_Task requirements_
Return the records word for word. Any pictures in them are not part of the copy.

◆ ◆ ◆

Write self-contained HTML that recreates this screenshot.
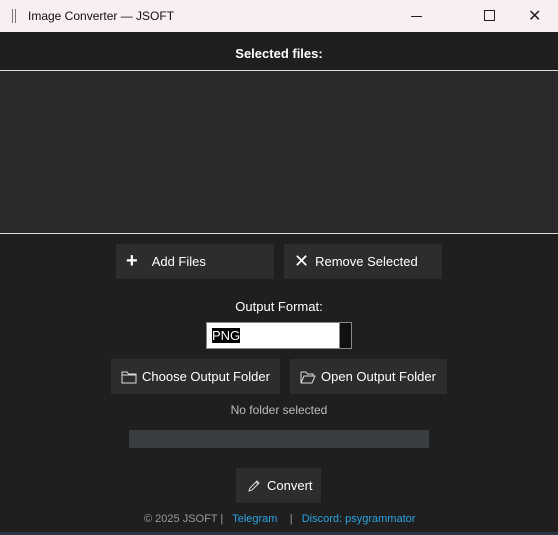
<!DOCTYPE html>
<html><head><style>
*{margin:0;padding:0;box-sizing:border-box}
body{width:558px;height:535px;background:#1f1f1f;font-family:"Liberation Sans","DejaVu Sans",sans-serif;position:relative;overflow:hidden;color:#fff}
.a{position:absolute}
.title{left:0;top:0;width:558px;height:32px;background:#f9eef1;color:#111;font-size:12px}
.btn{background:#2d2d2e;font-size:13px;color:#fff;display:flex;align-items:center}
.c{text-align:center;width:558px;left:0}
</style></head><body>
<div class="a title">
 <div class="a" style="left:12px;top:9px;width:1px;height:14px;background:#777"></div>
 <div class="a" style="left:15px;top:9px;width:1px;height:14px;background:#777"></div>
 <div class="a" style="left:28px;top:9px">Image Converter — JSOFT</div>
 <div class="a" style="left:411px;top:16px;width:11px;height:1px;background:#222"></div>
 <div class="a" style="left:484px;top:10px;width:11px;height:11px;border:1px solid #222"></div>
 <div class="a" style="left:528px;top:6px;font-size:16px;color:#222">✕</div>
</div>
<div class="a c" style="top:46px;font-size:13px;font-weight:bold">Selected files:</div>
<div class="a" style="left:0;top:70px;width:558px;height:164px;background:#2a2a2c;border-top:1px solid #ddd;border-bottom:1px solid #ddd"></div>
<div class="a btn" style="left:116px;top:244px;width:158px;height:35px"><span style="font-size:20px;font-weight:bold;margin-left:10px;margin-right:14px">+</span>Add Files</div>
<div class="a btn" style="left:284px;top:244px;width:158px;height:35px"><span style="font-size:18px;font-weight:bold;margin-left:10px;margin-right:6px">✕</span>Remove Selected</div>
<div class="a c" style="top:299px;font-size:13px">Output Format:</div>
<div class="a" style="left:206px;top:322px;width:146px;height:27px;background:#fff;border:1px solid #888">
 <span class="a" style="left:5px;top:5px;background:#000;color:#fff;font-size:13px;line-height:15px">PNG</span>
 <div class="a" style="right:0;top:0;width:12px;height:25px;background:#111;border-left:1px solid #888"></div>
</div>
<div class="a btn" style="left:111px;top:359px;width:169px;height:35px"><svg width="16" height="14" style="margin-left:10px;margin-right:5px" viewBox="0 0 16 14"><path d="M1 2h5l1.5 2H15v9H1z M1 5h14" fill="none" stroke="#ddd"/></svg>Choose Output Folder</div>
<div class="a btn" style="left:290px;top:359px;width:157px;height:35px"><svg width="16" height="14" style="margin-left:10px;margin-right:5px" viewBox="0 0 16 14"><path d="M1 2h5l1.5 2H13v2 M1 2v11h11l3-7H4L1 13" fill="none" stroke="#ddd"/></svg>Open Output Folder</div>
<div class="a c" style="top:403px;font-size:12px;color:#bbb">No folder selected</div>
<div class="a" style="left:129px;top:430px;width:300px;height:18px;background:#3a3d40"></div>
<div class="a btn" style="left:236px;top:468px;width:85px;height:35px"><svg width="14" height="14" style="margin-left:11px;margin-right:6px" viewBox="0 0 14 14"><path d="M2 12l1-3 7-7 2 2-7 7z M9 3l2 2" fill="none" stroke="#ddd"/></svg>Convert</div>
<div class="a" style="left:144px;top:513px;font-size:11px;color:#999;white-space:nowrap">© 2025 JSOFT | &nbsp; <span style="color:#2aa3e0">Telegram</span> &nbsp;&nbsp; | &nbsp; <span style="color:#2aa3e0">Discord: psygrammator</span></div>
<div class="a" style="left:0;top:532px;width:558px;height:3px;background:#2a3442"></div>
</body></html>
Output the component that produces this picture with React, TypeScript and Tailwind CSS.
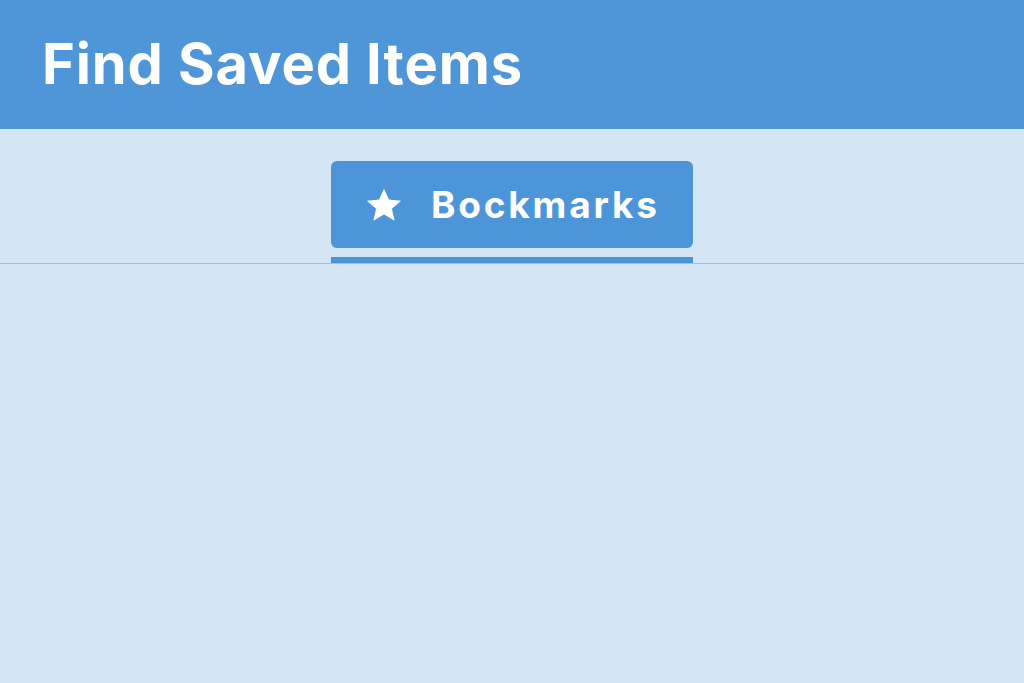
export default function App() {
  return (
    <div
      className="flex h-[683px] w-[1024px] flex-col bg-[#d4e5f5]"
      style={{ fontFamily: "Inter, 'Noto Sans', sans-serif" }}
    >
      <header className="flex h-[129px] items-center bg-[#4f96d9] px-[42px] pb-[2px]">
        <h1 className="text-[56px] font-bold leading-none tracking-[0.9px] text-white">
          Find Saved Items
        </h1>
      </header>

      <div className="flex justify-center border-b border-[#98c0ea] pt-[32px]">
        <div className="flex w-[362px] flex-col">
          <button className="flex h-[87px] items-center rounded-md bg-[#4d95d9] pl-[34px] text-white">
            <svg width="38" height="38" viewBox="0 0 24 24" fill="white">
              <polygon points="12,1.5 15.1,8.6 22.8,9.3 17,14.4 18.7,22 12,18 5.3,22 7,14.4 1.2,9.3 8.9,8.6" />
            </svg>
            <span className="ml-[28px] text-[37px] font-bold leading-none tracking-[2.8px]">
              Bockmarks
            </span>
          </button>
          <div className="mt-[9px] h-[6px] bg-[#4d95d9]" />
        </div>
      </div>
    </div>
  );
}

◆ ◆ ◆

_Worked solution_
Write self-contained HTML that recreates this screenshot.
<!DOCTYPE html>
<html><head><style>
*{margin:0;padding:0;box-sizing:border-box}
body{width:558px;height:535px;background:#1f1f1f;font-family:"Liberation Sans","DejaVu Sans",sans-serif;position:relative;overflow:hidden;color:#fff}
.a{position:absolute}
.title{left:0;top:0;width:558px;height:32px;background:#f9eef1;color:#111;font-size:12px}
.btn{background:#2d2d2e;font-size:13px;color:#fff;display:flex;align-items:center}
.c{text-align:center;width:558px;left:0}
</style></head><body>
<div class="a title">
 <div class="a" style="left:12px;top:9px;width:1px;height:14px;background:#777"></div>
 <div class="a" style="left:15px;top:9px;width:1px;height:14px;background:#777"></div>
 <div class="a" style="left:28px;top:9px">Image Converter — JSOFT</div>
 <div class="a" style="left:411px;top:16px;width:11px;height:1px;background:#222"></div>
 <div class="a" style="left:484px;top:10px;width:11px;height:11px;border:1px solid #222"></div>
 <div class="a" style="left:528px;top:6px;font-size:16px;color:#222">✕</div>
</div>
<div class="a c" style="top:46px;font-size:13px;font-weight:bold">Selected files:</div>
<div class="a" style="left:0;top:70px;width:558px;height:164px;background:#2a2a2c;border-top:1px solid #ddd;border-bottom:1px solid #ddd"></div>
<div class="a btn" style="left:116px;top:244px;width:158px;height:35px"><span style="font-size:20px;font-weight:bold;margin-left:10px;margin-right:14px">+</span>Add Files</div>
<div class="a btn" style="left:284px;top:244px;width:158px;height:35px"><span style="font-size:18px;font-weight:bold;margin-left:10px;margin-right:6px">✕</span>Remove Selected</div>
<div class="a c" style="top:299px;font-size:13px">Output Format:</div>
<div class="a" style="left:206px;top:322px;width:146px;height:27px;background:#fff;border:1px solid #888">
 <span class="a" style="left:5px;top:5px;background:#000;color:#fff;font-size:13px;line-height:15px">PNG</span>
 <div class="a" style="right:0;top:0;width:12px;height:25px;background:#111;border-left:1px solid #888"></div>
</div>
<div class="a btn" style="left:111px;top:359px;width:169px;height:35px"><svg width="16" height="14" style="margin-left:10px;margin-right:5px" viewBox="0 0 16 14"><path d="M1 2h5l1.5 2H15v9H1z M1 5h14" fill="none" stroke="#ddd"/></svg>Choose Output Folder</div>
<div class="a btn" style="left:290px;top:359px;width:157px;height:35px"><svg width="16" height="14" style="margin-left:10px;margin-right:5px" viewBox="0 0 16 14"><path d="M1 2h5l1.5 2H13v2 M1 2v11h11l3-7H4L1 13" fill="none" stroke="#ddd"/></svg>Open Output Folder</div>
<div class="a c" style="top:403px;font-size:12px;color:#bbb">No folder selected</div>
<div class="a" style="left:129px;top:430px;width:300px;height:18px;background:#3a3d40"></div>
<div class="a btn" style="left:236px;top:468px;width:85px;height:35px"><svg width="14" height="14" style="margin-left:11px;margin-right:6px" viewBox="0 0 14 14"><path d="M2 12l1-3 7-7 2 2-7 7z M9 3l2 2" fill="none" stroke="#ddd"/></svg>Convert</div>
<div class="a" style="left:144px;top:513px;font-size:11px;color:#999;white-space:nowrap">© 2025 JSOFT | &nbsp; <span style="color:#2aa3e0">Telegram</span> &nbsp;&nbsp; | &nbsp; <span style="color:#2aa3e0">Discord: psygrammator</span></div>
<div class="a" style="left:0;top:532px;width:558px;height:3px;background:#2a3442"></div>
</body></html>
Output the component that produces this picture with React, TypeScript and Tailwind CSS.
export default function App() {
  return (
    <div
      className="flex h-[683px] w-[1024px] flex-col bg-[#d4e5f5]"
      style={{ fontFamily: "Inter, 'Noto Sans', sans-serif" }}
    >
      <header className="flex h-[129px] items-center bg-[#4f96d9] px-[42px] pb-[2px]">
        <h1 className="text-[56px] font-bold leading-none tracking-[0.9px] text-white">
          Find Saved Items
        </h1>
      </header>

      <div className="flex justify-center border-b border-[#98c0ea] pt-[32px]">
        <div className="flex w-[362px] flex-col">
          <button className="flex h-[87px] items-center rounded-md bg-[#4d95d9] pl-[34px] text-white">
            <svg width="38" height="38" viewBox="0 0 24 24" fill="white">
              <polygon points="12,1.5 15.1,8.6 22.8,9.3 17,14.4 18.7,22 12,18 5.3,22 7,14.4 1.2,9.3 8.9,8.6" />
            </svg>
            <span className="ml-[28px] text-[37px] font-bold leading-none tracking-[2.8px]">
              Bockmarks
            </span>
          </button>
          <div className="mt-[9px] h-[6px] bg-[#4d95d9]" />
        </div>
      </div>
    </div>
  );
}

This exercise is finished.